Aside from the unique learning space and its partnership with the museum, the district also is partnering with Grand Valley State University, Kendall College of Art and Design of Ferris State University and Downtown Grand Rapids Inc., which for the first time has included a school in itsdowntown master plan.  Also in the mix is the city’s Downtown Development Authority which has put up $20,000 in planning for the effort.

Those behind the new school approved by the school board Sept. 2 say the partnerships will make available a broad spectrum of expertise and resources unheard of in other schools.         

“It’s not just another experiment,” said Marr whose students created a museum exhibit of their own at Harrison Park.  “I can’t imagine for a second after seeing how my students came alive during their Immerse week using the words “if this works.”  I believe in a couple of years we’ll be seeing how this works.”Students examine the exhibits at the Grand Rapids Public Museum. (Photo courtesy of the Grand Rapids Public Museum.)

Marr noted the district’s other schools in community cultural organizations like those at Blandford Nature Center and the John Ball Zoo have met with great success. She said she expects the new school will spark a new vibrancy among students and teachers using a new way of learning every school day.

“For teachers it’s amazing to teach in a program that uses a new and different way of teaching. I think that’s going to bring a lot to the table for the kids that their teachers are rejuvenated,” Marr said.  

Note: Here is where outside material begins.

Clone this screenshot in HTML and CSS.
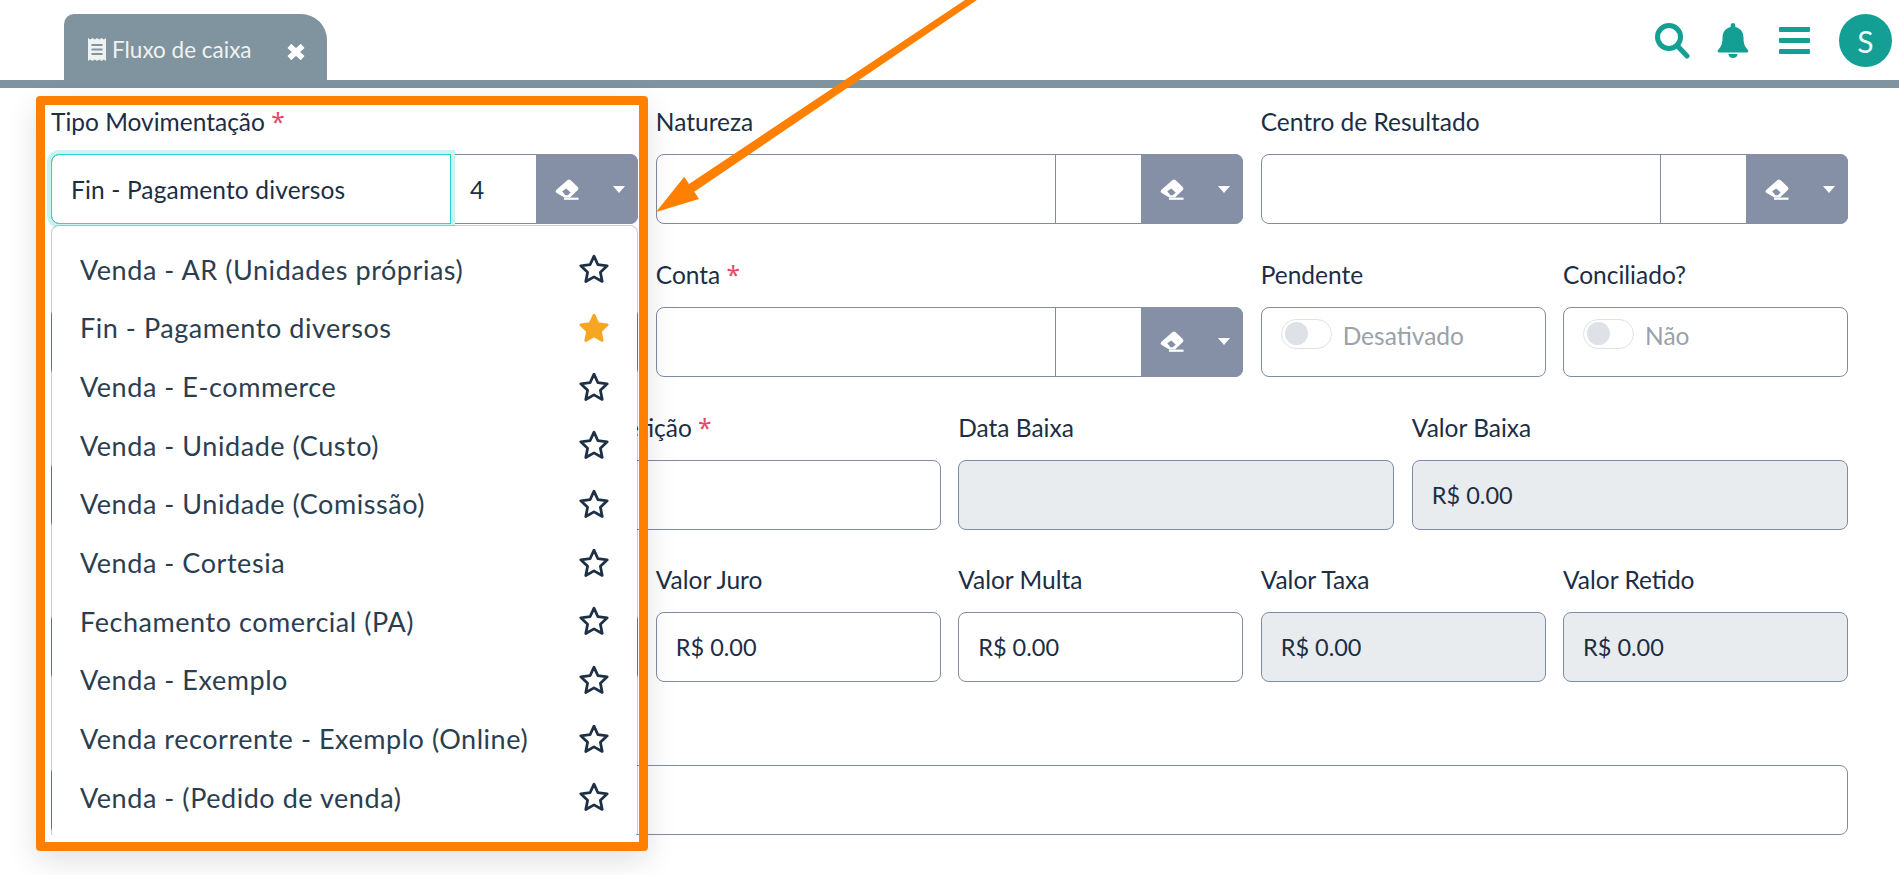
FILE: index.html
```html
<!DOCTYPE html>
<html lang="pt-BR">
<head>
    <meta charset="UTF-8">
    <meta name="viewport" content="width=device-width, initial-scale=1.0">
    <title>Fluxo de caixa</title>
    <link rel="stylesheet" href="styles.css">
</head>
<body>
    <svg width="0" height="0" class="defs">
        <defs>
            <symbol id="eraser" viewBox="0 0 24 21">
                <path fill-rule="evenodd" d="M12.6 1 Q14 0 15.4 1 L22.8 8 Q24 9.5 22.8 11 L15 18.4 H9.4 L1.2 13.8 Q0 12.3 1.2 11 Z M7.2 12.2 L11.2 9.4 L15.6 13.6 L12.8 16.2 H10.4 Z"/>
                <rect x="9" y="18.6" width="14.5" height="2.2"/>
            </symbol>
            <symbol id="star" viewBox="0 0 30 30">
                <path d="M15 3 L18.7 11 L27.4 12 L21 18 L22.7 26.7 L15 22.4 L7.3 26.7 L9 18 L2.6 12 L11.3 11 Z"/>
            </symbol>
        </defs>
    </svg>

    <header class="topbar">
        <div class="tab">
            <svg class="tab-icon" viewBox="0 0 18 23">
                <path fill-rule="evenodd" d="M0 0 L2.2 1.5 L4.5 0 L6.8 1.5 L9 0 L11.2 1.5 L13.5 0 L15.8 1.5 L18 0 V23 L15.8 21.5 L13.5 23 L11.2 21.5 L9 23 L6.8 21.5 L4.5 23 L2.2 21.5 L0 23 Z M3.5 6 V8 H14.5 V6 Z M3.5 10.5 V12.5 H14.5 V10.5 Z M3.5 15 V17 H14.5 V15 Z"/>
            </svg>
            <span class="tab-title">Fluxo de caixa</span>
            <svg class="tab-close" viewBox="0 0 18 16">
                <path d="M3 2.5 L15 13.5 M15 2.5 L3 13.5"/>
            </svg>
        </div>
        <div class="actions">
            <svg class="icon-search" viewBox="0 0 35 36">
                <circle cx="14" cy="14" r="11.5"/>
                <path d="M23 23.5 L32 33"/>
            </svg>
            <svg class="icon-bell" viewBox="0 0 32 35">
                <path d="M16 0 c-1.4 0-2.3 1-2.3 2.3 v1.6 C8.4 5 5.5 9.4 5.5 14.8 c0 7-1.9 9.5-4.4 12.1 -1 1.1-.4 2.6 1 2.6 h27.8 c1.4 0 2-1.5 1-2.6 -2.5-2.6-4.4-5.1-4.4-12.1 0-5.4-2.9-9.8-8.2-10.9 V2.3 C18.3 1 17.4 0 16 0 z"/>
                <path d="M11.5 31 h9 c0 2.4-2 4-4.5 4 s-4.5-1.6-4.5-4 z"/>
            </svg>
            <div class="icon-bars"><span></span><span></span><span></span></div>
            <div class="avatar">S</div>
        </div>
    </header>

    <main class="form">
        <div class="field span-4 field-open">
            <label>Tipo Movimentação <em>*</em></label>
            <div class="lookup focused">
                <div class="lookup-text">Fin - Pagamento diversos</div>
                <div class="lookup-code">4</div>
                <div class="lookup-btn">
                    <svg class="eraser"><use href="#eraser"/></svg>
                    <span class="caret"></span>
                </div>
            </div>
            <ul class="menu">
                <li>Venda - AR (Unidades próprias)<svg class="star"><use href="#star"/></svg></li>
                <li>Fin - Pagamento diversos<svg class="star on"><use href="#star"/></svg></li>
                <li>Venda - E-commerce<svg class="star"><use href="#star"/></svg></li>
                <li>Venda - Unidade (Custo)<svg class="star"><use href="#star"/></svg></li>
                <li>Venda - Unidade (Comissão)<svg class="star"><use href="#star"/></svg></li>
                <li>Venda - Cortesia<svg class="star"><use href="#star"/></svg></li>
                <li>Fechamento comercial (PA)<svg class="star"><use href="#star"/></svg></li>
                <li>Venda - Exemplo<svg class="star"><use href="#star"/></svg></li>
                <li>Venda recorrente - Exemplo (Online)<svg class="star"><use href="#star"/></svg></li>
                <li>Venda - (Pedido de venda)<svg class="star"><use href="#star"/></svg></li>
            </ul>
        </div>
        <div class="field span-4">
            <label>Natureza</label>
            <div class="lookup">
                <div class="lookup-text"></div>
                <div class="lookup-code"></div>
                <div class="lookup-btn">
                    <svg class="eraser"><use href="#eraser"/></svg>
                    <span class="caret"></span>
                </div>
            </div>
        </div>
        <div class="field span-4">
            <label>Centro de Resultado</label>
            <div class="lookup">
                <div class="lookup-text"></div>
                <div class="lookup-code"></div>
                <div class="lookup-btn">
                    <svg class="eraser"><use href="#eraser"/></svg>
                    <span class="caret"></span>
                </div>
            </div>
        </div>

        <!-- fields behind the open menu, only their left border shows -->
        <div class="field span-4">
            <label></label>
            <div class="box"></div>
        </div>
        <div class="field span-4">
            <label>Conta <em>*</em></label>
            <div class="lookup">
                <div class="lookup-text"></div>
                <div class="lookup-code"></div>
                <div class="lookup-btn">
                    <svg class="eraser"><use href="#eraser"/></svg>
                    <span class="caret"></span>
                </div>
            </div>
        </div>
        <div class="field span-2">
            <label>Pendente</label>
            <div class="box switch-box"><span class="switch"></span>Desativado</div>
        </div>
        <div class="field span-2">
            <label>Conciliado?</label>
            <div class="box switch-box"><span class="switch"></span>Não</div>
        </div>

        <div class="field span-3">
            <label></label>
            <div class="box"></div>
        </div>
        <div class="field span-3">
            <label>Data Competição <em>*</em></label>
            <div class="box"></div>
        </div>
        <div class="field span-3">
            <label>Data Baixa</label>
            <div class="box disabled"></div>
        </div>
        <div class="field span-3">
            <label>Valor Baixa</label>
            <div class="box disabled">R$ 0.00</div>
        </div>

        <div class="field span-2">
            <label></label>
            <div class="box"></div>
        </div>
        <div class="field span-2">
            <label></label>
            <div class="box"></div>
        </div>
        <div class="field span-2">
            <label>Valor Juro</label>
            <div class="box">R$ 0.00</div>
        </div>
        <div class="field span-2">
            <label>Valor Multa</label>
            <div class="box">R$ 0.00</div>
        </div>
        <div class="field span-2">
            <label>Valor Taxa</label>
            <div class="box disabled">R$ 0.00</div>
        </div>
        <div class="field span-2">
            <label>Valor Retido</label>
            <div class="box disabled">R$ 0.00</div>
        </div>

        <div class="field span-12">
            <label></label>
            <div class="box"></div>
        </div>
    </main>

    <!-- Orange annotation drawn over the form -->
    <div class="highlight"></div>
    <svg class="arrow" viewBox="0 0 330 220">
        <polygon points="1,212 29.3,176.7 34,184 310,0 322,0 39.3,191.7 44,199"/>
    </svg>
</body>
</html>
```
FILE: styles.css
```css
body {
    font-family: Lato, sans-serif;
    font-size: 24.5px;
    color: #1c2e45;
    margin: 0;
    padding: 0;
    background-color: #fff;
}
.defs {
    position: absolute;
}

/* top bar */
.topbar {
    height: 80px;
    border-bottom: 8px solid #7f949e;
    display: flex;
    align-items: flex-end;
    justify-content: space-between;
    padding: 0 7px 0 64px;
}
.tab {
    width: 263px;
    height: 66px;
    box-sizing: border-box;
    background-color: #7f949e;
    border-radius: 10px 26px 0 0;
    color: #eef2f2;
    display: flex;
    align-items: center;
    padding: 4px 21px 0 24px;
}
.tab-icon {
    width: 18px;
    height: 23px;
    fill: #eef2f2;
    margin-right: 6px;
}
.tab-title {
    font-size: 22.5px;
    flex: 1;
}
.tab-close {
    width: 20px;
    height: 18px;
    margin-top: 6px;
    fill: none;
    stroke: #fff;
    stroke-width: 5;
}
.actions {
    align-self: flex-start;
    display: flex;
    align-items: center;
    padding-top: 14px;
}
.icon-search {
    width: 35px;
    height: 36px;
    fill: none;
    stroke: #139f94;
    stroke-width: 5;
    stroke-linecap: round;
    margin-right: 27px;
}
.icon-bell {
    width: 32px;
    height: 35px;
    fill: #139f94;
    margin-right: 30px;
}
.icon-bars {
    width: 31px;
    display: flex;
    flex-direction: column;
    gap: 6px;
    margin-right: 29px;
}
.icon-bars span {
    height: 5px;
    border-radius: 1px;
    background-color: #139f94;
}
.avatar {
    width: 53px;
    height: 53px;
    border-radius: 50%;
    background-color: #139f94;
    color: #eafafa;
    font-size: 30px;
    display: flex;
    align-items: center;
    justify-content: center;
}

/* form */
.form {
    display: grid;
    grid-template-columns: repeat(12, 1fr);
    column-gap: 17.5px;
    row-gap: 35.75px;
    padding: 19px 51px 0;
}
.span-2 { grid-column: span 2; }
.span-3 { grid-column: span 3; }
.span-4 { grid-column: span 4; }
.span-12 { grid-column: span 12; }
.field {
    position: relative;
}
.field label {
    display: block;
    height: 30px;
    line-height: 30px;
    margin-bottom: 17px;
}
.field em {
    color: #e5476a;
    font-family: "Noto Sans", sans-serif;
    font-style: normal;
}
.box {
    height: 70px;
    box-sizing: border-box;
    border: 1px solid #7f8ca5;
    border-radius: 8px;
    padding: 0 19px;
    font-size: 23.5px;
    display: flex;
    align-items: center;
}
.disabled {
    background-color: #e9ecef;
}
.switch-box {
    color: #9aa1a9;
    font-size: 24.5px;
    align-items: flex-start;
    line-height: 56px;
}
.switch {
    width: 51px;
    height: 30px;
    box-sizing: border-box;
    border: 1px solid #dee2e6;
    border-radius: 15px;
    margin: 11px 11px 0 0;
    padding: 2px 3px;
}
.switch::before {
    content: "";
    display: block;
    width: 23px;
    height: 23px;
    border-radius: 50%;
    background-color: #dee2e6;
}

/* lookup: text + code + buttons */
.lookup {
    height: 70px;
    box-sizing: border-box;
    display: flex;
    border: 1px solid #7f8ca5;
    border-radius: 8px;
}
.lookup-text {
    width: 399px;
    box-sizing: border-box;
    padding: 0 19px;
    line-height: 70px;
    letter-spacing: .15px;
    border-right: 1px solid #7f8ca5;
}
.lookup-code {
    flex: 1;
    padding: 0 19px;
    line-height: 70px;
}
.lookup-btn {
    width: 102px;
    margin: -1px -1px -1px 0;
    border-radius: 0 8px 8px 0;
    background-color: #8590a6;
    display: flex;
    align-items: center;
    justify-content: space-between;
    padding: 0 10px 0 19px;
    box-sizing: border-box;
}
.focused {
    position: relative;
}
.focused .lookup-text {
    margin: -1px 0 -1px -1px;
    width: 400px;
    height: 70px;
    border: 1px solid #2dd4c8;
    border-radius: 8px 0 0 8px;
    box-shadow: 0 0 0 4px #c8f5f1;
}
.eraser {
    width: 24px;
    height: 21px;
    fill: #fff;
}
.caret {
    width: 0;
    height: 0;
    border-left: 6px solid transparent;
    border-right: 6px solid transparent;
    border-top: 7px solid #fff;
    margin-right: 3px;
}

/* dropdown */
.menu {
    position: absolute;
    z-index: 5;
    top: 118px;
    left: 0;
    right: 0;
    margin: 0;
    padding: 14px 0 12px;
    list-style-type: none;
    background-color: #fff;
    background-clip: padding-box;
    border: 1px solid rgba(0, 0, 0, .2);
    border-radius: 8px;
    color: #2b3e50;
    font-size: 27px;
    letter-spacing: .55px;
}
.menu li {
    height: 58.67px;
    display: flex;
    align-items: center;
    justify-content: space-between;
    padding: 0 27px 0 28px;
}
.star {
    width: 32px;
    height: 32px;
    fill: none;
    stroke: #1e3044;
    stroke-width: 2.6;
    stroke-linejoin: round;
}
.star.on {
    fill: #f5a623;
    stroke: #f5a623;
}

/* annotation */
.highlight {
    position: absolute;
    z-index: 10;
    top: 96px;
    left: 36px;
    width: 612px;
    height: 755px;
    box-sizing: border-box;
    border: 9px solid #ff8000;
    border-radius: 4px;
    box-shadow: 0 10px 30px rgba(0, 0, 0, .12);
}
.arrow {
    position: absolute;
    z-index: 10;
    top: 0;
    left: 655px;
    width: 330px;
    height: 220px;
    fill: #ff8000;
}
```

“It’s not just about going to a classroom everyday. These kids will be able to say, ‘We go to school at the Museum.’  It’s more about the world being my classroom.”

Mike Posthumus, assistant director of The Center for Educational Partnerships in GVSU’s College of Education, said being able to use the museum’s collection as a gateway for curiosity and wonder will make learning far less abstract and much more real to students.  The ability to even touch artifacts is expected to drive home lessons in ways reading about it simply can’t.

“When I ask parents what they remember most about school, they typically will tell you they remember the time they went to this place or on a cool field trip,” said Posthumus who is helping to develop the school’s curriculum.  “This school will be completely built around those types of experiences — focused around the most memorable and engaging things about education.

“Clearly, if you remember back to those most exciting things, the learning of students will be increased,” he added.  “That kind of experience will be more of the norm and less of the special circumstance.”

Museum President Dale Robertson noted in some ways the new Museum School will be a nod to the days when the Grand Rapids Public Museum was owned and operated by GRPS which originally stored the collection at Central High School.  He added that partnering with Downtown Grand Rapids Inc. makes sense as the city still owns the museum’s buildings and land.

“We’ll be using 160 years worth of donations from this community – some 250,000 of them by conservative estimates – for the highest and best purpose, for the thing this community values most and that’s education,” Robertson said.

The Museum School is targeted for a fall 2015 opening with 60 sixth graders with an additional grade level added each year up to the 12th grade.  Sixth, seventh and eighth grade classes will be housed at the Van Andel Museum Center, 272 Pearl St. NW, with the higher grades located at the old museum site, 54 Jefferson Ave. SE.

The district will begin taking applications in October. A computerized lottery will be used to select students, though interviews will be conducted with the families of potential to explain the high level of parental involvement expected.    

The old Jefferson Avenue locationwill require a multi-million dollar renovation. District spokesman John Helmholdt said partnering with the DDA and Downtown Grand Rapids Inc. may allow for funding options not typically available to schools.         

Museum docent Phyllis Vanden Berg speaks with students in Grand Rapids Public Schools’ Immerse program at the Grand Rapids Public Museum’s habitat exhibits. (Photo courtesy of the Grand Rapids Public Museum.)“There will likely be joint fundraising and we might be able to put bond money into it,” Helmholdt said.  “We’re going to explore all sorts of options to see what will work.”    

 “What’s really special about this is that there are very few schools in the United States that are approaching education this way,” GVSU’s Posthumus said.  “It’s an opportunity to document this as a case study for the nation to learn about what it looks like when a major public school system works with two universities and a couple of civic groups to develop a school.”